Drop Your Smartphone and Just Enjoy the Eclipse
What's the point of a selfie?
I’ll be in the path of totality of the Great American Eclipse today, but I don’t plan to take a single photograph.
And you shouldn’t either.
It’s not because it’s hard. It seems like every blog and newspaper in the world has put out its own guide to shooting the moon’s occlusion of the sun. I’m definitely who would otherwise be expected to photograph the eclipse: I’ve got a pair of professional-grade DSLRs and a suite of lenses that I use to shoot news, performances, weddings, and the odd family vacation. But I didn’t even bring them along for this event. It’s just not worth it with the eclipse.
On the farm in the path of totality in Eureka, Missouri where I’ll be viewing the eclipse, the moon’s shadow will entirely cover the sun for about two minutes. That’s about the length of time it takes to make a bowl of breakfast cereal or explain how an eclipse works. There’s a very good chance those will be the only two minutes I’ll spend in an eclipse’s path of totality in my life. I want a rich sense memory of that event: what I witnessed, how it felt, who I was with, and how they reacted.

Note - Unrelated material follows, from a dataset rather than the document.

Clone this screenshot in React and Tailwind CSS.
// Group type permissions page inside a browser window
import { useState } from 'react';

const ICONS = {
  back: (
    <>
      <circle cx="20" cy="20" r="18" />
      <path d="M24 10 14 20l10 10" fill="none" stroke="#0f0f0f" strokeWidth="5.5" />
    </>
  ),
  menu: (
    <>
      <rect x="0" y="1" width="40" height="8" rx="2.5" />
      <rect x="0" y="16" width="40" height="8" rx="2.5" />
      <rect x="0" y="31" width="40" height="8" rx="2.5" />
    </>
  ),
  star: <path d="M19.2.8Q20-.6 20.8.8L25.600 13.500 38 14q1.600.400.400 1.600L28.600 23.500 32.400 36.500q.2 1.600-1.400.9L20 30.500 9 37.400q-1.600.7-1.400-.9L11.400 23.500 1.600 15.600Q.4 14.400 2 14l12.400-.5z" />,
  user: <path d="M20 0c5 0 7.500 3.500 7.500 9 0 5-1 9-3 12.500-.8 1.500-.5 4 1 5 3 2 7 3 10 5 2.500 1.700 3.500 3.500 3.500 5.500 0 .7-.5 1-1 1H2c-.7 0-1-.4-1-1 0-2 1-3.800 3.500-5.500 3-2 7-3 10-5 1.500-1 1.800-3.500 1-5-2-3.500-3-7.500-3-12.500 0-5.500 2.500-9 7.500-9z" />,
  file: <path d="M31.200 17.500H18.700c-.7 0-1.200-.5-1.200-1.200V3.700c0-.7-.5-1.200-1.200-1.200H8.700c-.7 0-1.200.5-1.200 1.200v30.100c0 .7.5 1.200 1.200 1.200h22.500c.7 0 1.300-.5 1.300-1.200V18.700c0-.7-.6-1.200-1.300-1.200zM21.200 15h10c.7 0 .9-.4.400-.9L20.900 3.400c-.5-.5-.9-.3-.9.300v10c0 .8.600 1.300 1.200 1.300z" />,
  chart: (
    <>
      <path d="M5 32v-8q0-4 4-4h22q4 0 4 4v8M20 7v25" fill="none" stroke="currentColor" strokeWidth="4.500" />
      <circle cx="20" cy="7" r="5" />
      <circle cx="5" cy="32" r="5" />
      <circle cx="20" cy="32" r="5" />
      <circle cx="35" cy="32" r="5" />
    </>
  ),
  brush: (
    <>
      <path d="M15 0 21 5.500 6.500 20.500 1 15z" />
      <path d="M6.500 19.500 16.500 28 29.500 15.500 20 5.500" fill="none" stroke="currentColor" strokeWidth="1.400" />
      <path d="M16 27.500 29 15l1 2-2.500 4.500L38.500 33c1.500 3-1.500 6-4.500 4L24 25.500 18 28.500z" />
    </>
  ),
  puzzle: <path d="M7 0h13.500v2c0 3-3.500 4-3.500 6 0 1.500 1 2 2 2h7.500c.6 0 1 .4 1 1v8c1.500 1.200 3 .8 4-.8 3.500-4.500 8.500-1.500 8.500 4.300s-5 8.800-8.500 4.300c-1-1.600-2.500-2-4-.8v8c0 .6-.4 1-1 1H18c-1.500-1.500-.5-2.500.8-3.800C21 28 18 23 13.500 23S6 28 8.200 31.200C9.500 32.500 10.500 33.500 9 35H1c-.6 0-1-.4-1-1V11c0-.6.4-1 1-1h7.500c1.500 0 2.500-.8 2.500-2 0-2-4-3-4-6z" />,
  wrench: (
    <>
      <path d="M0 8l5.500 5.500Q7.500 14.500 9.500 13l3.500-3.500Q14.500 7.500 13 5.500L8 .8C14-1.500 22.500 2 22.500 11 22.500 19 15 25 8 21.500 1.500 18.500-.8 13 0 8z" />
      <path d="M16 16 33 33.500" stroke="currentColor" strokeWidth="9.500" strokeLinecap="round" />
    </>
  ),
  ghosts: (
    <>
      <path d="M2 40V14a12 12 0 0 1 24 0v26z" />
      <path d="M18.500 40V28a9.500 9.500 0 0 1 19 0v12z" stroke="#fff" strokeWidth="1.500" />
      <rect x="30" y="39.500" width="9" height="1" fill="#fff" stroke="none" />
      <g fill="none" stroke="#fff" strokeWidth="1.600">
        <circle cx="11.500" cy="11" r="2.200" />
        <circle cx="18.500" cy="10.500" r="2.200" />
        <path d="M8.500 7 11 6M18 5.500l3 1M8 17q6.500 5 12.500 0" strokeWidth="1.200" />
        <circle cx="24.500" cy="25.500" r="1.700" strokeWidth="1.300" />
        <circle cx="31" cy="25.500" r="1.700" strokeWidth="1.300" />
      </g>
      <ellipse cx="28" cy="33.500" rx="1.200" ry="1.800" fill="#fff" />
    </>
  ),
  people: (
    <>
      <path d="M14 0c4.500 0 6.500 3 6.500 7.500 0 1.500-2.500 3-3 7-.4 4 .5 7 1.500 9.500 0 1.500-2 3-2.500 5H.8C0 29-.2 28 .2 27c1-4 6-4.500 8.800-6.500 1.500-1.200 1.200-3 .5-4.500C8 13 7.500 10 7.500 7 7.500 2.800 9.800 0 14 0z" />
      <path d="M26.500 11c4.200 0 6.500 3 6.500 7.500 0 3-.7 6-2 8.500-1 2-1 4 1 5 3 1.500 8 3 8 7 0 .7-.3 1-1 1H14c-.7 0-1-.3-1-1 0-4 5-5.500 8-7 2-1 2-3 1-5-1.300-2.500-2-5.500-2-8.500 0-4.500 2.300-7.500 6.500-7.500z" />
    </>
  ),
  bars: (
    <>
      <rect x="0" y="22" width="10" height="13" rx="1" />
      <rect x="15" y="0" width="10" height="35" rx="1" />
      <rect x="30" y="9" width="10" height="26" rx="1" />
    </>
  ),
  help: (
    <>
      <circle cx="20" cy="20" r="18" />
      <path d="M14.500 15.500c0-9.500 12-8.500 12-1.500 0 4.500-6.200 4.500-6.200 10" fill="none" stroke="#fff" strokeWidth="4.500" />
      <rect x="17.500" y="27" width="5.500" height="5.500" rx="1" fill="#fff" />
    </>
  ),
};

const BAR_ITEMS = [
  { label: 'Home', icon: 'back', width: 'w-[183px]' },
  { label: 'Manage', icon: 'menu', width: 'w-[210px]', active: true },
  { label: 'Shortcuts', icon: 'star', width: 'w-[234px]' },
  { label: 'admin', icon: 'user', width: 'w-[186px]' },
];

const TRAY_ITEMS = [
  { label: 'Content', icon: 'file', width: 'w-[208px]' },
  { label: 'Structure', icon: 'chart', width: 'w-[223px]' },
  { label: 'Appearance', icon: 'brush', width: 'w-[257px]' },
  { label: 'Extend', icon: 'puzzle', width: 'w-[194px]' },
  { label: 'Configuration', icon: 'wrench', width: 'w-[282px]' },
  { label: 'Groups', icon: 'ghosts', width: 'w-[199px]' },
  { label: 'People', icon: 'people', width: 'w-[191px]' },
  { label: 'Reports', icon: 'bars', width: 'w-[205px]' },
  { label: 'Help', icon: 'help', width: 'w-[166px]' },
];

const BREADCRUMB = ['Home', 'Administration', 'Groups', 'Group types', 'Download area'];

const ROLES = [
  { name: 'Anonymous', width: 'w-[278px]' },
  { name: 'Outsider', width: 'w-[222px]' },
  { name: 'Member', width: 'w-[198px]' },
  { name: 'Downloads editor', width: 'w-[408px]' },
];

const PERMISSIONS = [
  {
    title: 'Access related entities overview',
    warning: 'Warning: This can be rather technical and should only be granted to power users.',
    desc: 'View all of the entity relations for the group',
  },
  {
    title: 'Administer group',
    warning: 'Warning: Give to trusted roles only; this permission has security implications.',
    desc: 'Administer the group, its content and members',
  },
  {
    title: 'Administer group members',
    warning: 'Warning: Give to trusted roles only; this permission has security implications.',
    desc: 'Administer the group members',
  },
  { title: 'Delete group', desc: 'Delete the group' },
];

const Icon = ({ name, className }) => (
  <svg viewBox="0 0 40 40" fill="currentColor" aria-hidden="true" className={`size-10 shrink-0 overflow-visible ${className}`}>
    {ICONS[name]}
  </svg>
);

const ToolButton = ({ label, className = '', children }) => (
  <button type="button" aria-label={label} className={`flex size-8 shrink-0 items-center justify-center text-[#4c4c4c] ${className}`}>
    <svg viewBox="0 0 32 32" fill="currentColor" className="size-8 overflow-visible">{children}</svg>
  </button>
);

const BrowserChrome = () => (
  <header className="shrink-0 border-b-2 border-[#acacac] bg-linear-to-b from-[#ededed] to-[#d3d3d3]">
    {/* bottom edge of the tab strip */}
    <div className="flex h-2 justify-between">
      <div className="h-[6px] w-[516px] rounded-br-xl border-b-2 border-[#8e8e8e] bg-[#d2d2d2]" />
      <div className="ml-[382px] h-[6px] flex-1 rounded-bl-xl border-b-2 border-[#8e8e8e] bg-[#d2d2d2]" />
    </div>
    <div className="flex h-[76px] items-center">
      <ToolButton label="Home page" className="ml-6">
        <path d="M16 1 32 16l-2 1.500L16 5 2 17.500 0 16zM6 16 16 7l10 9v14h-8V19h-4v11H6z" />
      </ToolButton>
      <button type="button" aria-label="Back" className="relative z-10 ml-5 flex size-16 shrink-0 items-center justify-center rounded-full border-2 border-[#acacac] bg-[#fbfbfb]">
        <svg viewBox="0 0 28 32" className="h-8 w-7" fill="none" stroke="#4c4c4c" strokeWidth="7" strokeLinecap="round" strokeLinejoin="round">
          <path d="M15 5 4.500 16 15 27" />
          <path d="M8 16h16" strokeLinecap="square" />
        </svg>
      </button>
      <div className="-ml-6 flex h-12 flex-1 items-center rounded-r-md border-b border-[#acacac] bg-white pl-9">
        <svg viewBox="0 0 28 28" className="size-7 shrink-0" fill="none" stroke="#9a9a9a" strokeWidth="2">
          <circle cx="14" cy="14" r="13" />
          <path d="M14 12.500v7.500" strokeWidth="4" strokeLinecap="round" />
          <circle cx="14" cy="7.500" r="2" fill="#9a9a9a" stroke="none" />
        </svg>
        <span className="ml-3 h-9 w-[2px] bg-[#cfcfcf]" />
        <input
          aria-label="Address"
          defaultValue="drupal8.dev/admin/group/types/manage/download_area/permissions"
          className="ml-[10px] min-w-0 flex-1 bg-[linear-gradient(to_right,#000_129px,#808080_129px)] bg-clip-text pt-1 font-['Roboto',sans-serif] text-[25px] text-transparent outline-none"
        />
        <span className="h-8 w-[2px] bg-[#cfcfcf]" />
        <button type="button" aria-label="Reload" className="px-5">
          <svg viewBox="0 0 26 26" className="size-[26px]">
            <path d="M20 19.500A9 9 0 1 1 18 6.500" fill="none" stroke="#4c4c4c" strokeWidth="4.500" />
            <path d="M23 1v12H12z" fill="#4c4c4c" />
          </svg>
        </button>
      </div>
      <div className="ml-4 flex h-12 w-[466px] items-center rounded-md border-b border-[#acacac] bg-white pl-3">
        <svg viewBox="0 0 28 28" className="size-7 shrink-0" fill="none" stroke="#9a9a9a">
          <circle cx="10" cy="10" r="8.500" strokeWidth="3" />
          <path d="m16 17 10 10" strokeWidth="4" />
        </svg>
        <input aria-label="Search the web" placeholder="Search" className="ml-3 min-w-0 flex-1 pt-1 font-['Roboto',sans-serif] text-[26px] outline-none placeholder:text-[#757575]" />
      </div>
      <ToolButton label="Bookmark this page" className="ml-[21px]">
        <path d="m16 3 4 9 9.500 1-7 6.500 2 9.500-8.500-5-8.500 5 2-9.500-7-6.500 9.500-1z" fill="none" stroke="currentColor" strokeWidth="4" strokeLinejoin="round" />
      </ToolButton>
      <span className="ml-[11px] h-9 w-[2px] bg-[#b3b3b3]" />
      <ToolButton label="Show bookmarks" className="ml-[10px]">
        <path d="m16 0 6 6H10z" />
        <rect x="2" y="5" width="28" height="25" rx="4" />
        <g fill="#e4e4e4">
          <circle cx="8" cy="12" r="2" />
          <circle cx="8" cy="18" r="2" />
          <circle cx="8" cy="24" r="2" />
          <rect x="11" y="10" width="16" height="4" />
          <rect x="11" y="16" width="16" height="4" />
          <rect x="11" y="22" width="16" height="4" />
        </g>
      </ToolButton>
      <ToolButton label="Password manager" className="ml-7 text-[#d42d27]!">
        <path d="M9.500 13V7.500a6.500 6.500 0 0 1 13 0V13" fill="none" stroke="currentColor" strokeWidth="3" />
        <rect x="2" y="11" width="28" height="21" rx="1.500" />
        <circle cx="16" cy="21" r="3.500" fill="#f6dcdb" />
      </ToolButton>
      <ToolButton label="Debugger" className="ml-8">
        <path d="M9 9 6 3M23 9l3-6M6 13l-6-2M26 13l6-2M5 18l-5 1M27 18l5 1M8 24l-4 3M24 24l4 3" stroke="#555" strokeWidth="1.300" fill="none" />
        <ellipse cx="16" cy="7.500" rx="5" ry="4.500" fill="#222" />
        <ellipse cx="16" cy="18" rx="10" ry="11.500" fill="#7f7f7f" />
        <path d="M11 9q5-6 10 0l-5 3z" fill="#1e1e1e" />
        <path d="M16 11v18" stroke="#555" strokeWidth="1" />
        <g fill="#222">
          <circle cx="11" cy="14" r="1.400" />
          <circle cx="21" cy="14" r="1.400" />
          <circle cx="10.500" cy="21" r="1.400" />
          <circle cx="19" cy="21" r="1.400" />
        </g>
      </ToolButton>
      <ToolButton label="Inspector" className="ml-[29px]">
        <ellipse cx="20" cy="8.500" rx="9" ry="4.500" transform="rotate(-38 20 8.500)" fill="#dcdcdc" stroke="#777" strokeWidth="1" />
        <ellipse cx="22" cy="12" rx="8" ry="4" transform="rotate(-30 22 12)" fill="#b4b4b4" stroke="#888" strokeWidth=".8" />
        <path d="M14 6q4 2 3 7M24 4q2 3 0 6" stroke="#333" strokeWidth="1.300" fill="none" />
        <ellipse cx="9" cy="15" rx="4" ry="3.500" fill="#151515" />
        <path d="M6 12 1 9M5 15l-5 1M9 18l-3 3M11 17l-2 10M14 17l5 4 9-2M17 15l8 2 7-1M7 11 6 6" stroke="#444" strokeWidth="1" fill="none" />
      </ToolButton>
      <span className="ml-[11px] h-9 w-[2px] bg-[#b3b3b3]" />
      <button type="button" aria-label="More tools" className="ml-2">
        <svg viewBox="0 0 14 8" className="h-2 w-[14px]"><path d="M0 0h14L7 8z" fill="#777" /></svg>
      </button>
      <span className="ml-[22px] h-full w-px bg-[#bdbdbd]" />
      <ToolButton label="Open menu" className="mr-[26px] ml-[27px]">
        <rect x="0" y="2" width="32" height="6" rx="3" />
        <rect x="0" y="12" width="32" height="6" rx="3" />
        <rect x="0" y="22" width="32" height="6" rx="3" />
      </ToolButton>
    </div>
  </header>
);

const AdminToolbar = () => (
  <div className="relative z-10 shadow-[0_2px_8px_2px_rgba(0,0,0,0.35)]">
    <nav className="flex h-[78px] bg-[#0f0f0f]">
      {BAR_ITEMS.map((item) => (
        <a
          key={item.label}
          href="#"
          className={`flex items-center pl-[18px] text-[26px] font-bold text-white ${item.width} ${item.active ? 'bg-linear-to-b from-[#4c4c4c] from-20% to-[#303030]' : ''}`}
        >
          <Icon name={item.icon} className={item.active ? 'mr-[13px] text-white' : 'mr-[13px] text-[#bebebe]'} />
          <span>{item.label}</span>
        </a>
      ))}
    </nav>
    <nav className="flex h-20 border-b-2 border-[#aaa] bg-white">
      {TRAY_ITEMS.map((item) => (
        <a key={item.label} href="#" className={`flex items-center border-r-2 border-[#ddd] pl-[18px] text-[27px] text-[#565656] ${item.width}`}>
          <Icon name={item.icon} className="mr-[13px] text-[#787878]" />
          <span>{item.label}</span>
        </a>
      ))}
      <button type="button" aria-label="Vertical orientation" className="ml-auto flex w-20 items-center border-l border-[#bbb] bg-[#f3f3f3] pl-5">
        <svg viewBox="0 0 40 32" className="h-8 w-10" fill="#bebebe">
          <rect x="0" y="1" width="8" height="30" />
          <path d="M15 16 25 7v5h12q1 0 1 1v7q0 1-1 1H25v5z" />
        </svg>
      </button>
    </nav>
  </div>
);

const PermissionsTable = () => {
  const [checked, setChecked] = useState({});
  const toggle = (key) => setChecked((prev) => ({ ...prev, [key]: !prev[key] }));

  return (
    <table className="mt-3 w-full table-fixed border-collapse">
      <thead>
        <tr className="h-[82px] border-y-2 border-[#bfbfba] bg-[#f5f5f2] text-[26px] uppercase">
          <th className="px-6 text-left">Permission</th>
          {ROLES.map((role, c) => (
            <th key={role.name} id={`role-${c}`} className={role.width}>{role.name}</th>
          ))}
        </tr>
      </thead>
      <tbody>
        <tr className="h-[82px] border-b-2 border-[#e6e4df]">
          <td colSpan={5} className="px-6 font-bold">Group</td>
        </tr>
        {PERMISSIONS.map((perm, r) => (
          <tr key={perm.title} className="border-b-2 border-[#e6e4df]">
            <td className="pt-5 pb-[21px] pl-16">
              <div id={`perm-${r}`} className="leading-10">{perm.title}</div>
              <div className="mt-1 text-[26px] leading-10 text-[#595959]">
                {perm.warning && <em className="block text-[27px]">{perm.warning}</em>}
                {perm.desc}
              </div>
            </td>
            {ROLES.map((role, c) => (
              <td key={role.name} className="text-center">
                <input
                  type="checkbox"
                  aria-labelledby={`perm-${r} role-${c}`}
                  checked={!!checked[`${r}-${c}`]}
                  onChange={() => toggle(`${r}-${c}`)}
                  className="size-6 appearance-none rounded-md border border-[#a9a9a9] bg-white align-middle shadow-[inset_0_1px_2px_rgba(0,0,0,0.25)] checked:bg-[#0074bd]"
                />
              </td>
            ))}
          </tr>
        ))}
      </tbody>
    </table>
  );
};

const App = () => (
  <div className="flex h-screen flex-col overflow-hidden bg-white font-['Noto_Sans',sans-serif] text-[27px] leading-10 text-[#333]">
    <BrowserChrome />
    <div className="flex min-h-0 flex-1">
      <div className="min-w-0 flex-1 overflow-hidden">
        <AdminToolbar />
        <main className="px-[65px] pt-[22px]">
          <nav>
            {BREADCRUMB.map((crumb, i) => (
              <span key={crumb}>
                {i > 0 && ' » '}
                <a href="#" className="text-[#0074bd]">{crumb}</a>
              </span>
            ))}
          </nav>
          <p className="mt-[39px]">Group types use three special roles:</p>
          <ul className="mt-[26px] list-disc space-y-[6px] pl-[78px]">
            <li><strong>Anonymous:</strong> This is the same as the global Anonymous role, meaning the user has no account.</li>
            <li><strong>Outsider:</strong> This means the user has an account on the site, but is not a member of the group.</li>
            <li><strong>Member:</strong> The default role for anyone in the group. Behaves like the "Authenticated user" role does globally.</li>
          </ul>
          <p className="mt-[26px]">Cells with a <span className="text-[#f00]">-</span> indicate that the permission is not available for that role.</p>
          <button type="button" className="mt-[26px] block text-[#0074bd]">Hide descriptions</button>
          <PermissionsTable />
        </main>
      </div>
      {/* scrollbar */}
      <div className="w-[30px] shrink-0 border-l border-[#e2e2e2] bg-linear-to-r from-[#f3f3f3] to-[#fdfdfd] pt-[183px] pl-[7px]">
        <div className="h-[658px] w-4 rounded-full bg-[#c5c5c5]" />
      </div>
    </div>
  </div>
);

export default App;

Taking photos doesn’t help with that.
A series of experiments published in Psychological Science in June showed that photography narrows your experience of an event. Your visual memory — specifically of the things you photographed — becomes sharper and more accurate. But everything else, including what the thing sounded like, and visuals that you didn’t photograph, falls away.
That matches up with my own experience.
I’ve shot maybe four dozen plays and concerts, a dozen weddings, and even more news events in my life. I don’t remember any of them — or at least, I don’t remember any of them in the same textural, emotional way that I remember the couple dozen performances, half-dozen weddings, and handful of bona-fide news events I’ve witnessed while off the clock. Instead, I could tell you the rough beats of what happened, the strategizing and thinking that went into each shot, any mistakes I made, and how the final images came out.
I don’t want my memories of this eclipse to be like that. I want them to be like my memories of my best friends’ weddings or the great plays and concerts I’ve seen: rich, sharp, and emotion-driven.
That’s also a good strategy for making the most of the eclipse on the day of. Shooting is a technical exercise. You focus on the angle, the camera settings, the timing, and time slips by. Those two minutes will be over before you know it.
But awe is a powerful emotion. A series of three experiments published in Psychological Science in 2012 found evidence for three significant effects of the feeling you get at the sight of astonishing natural phenomena: An increased willingness to give your time to other people, greater life satisfaction, and — most critically — less impatience. The researchers suggest that all of that means you get more out of each moment while experiencing awe. I want to take advantage of that today. Putting a camera in the way isn’t going to help with that.
The coming eclipse is this cool-as-heck thing that we all get to experience, one way or another, together today. There will be lots of hired pros — and amateurs ignoring my advice — with their cameras trained on the sky. They’ll get left with sharp memories of what an eclipse literally looks like through a zoom lens, but little textural experience of the event. But you’ll get to take advantage of their photos. They’ll have missed forever their chance at just watching the event.
So put down the camera, hold hands with someone you love, and watch the sky (safely, course).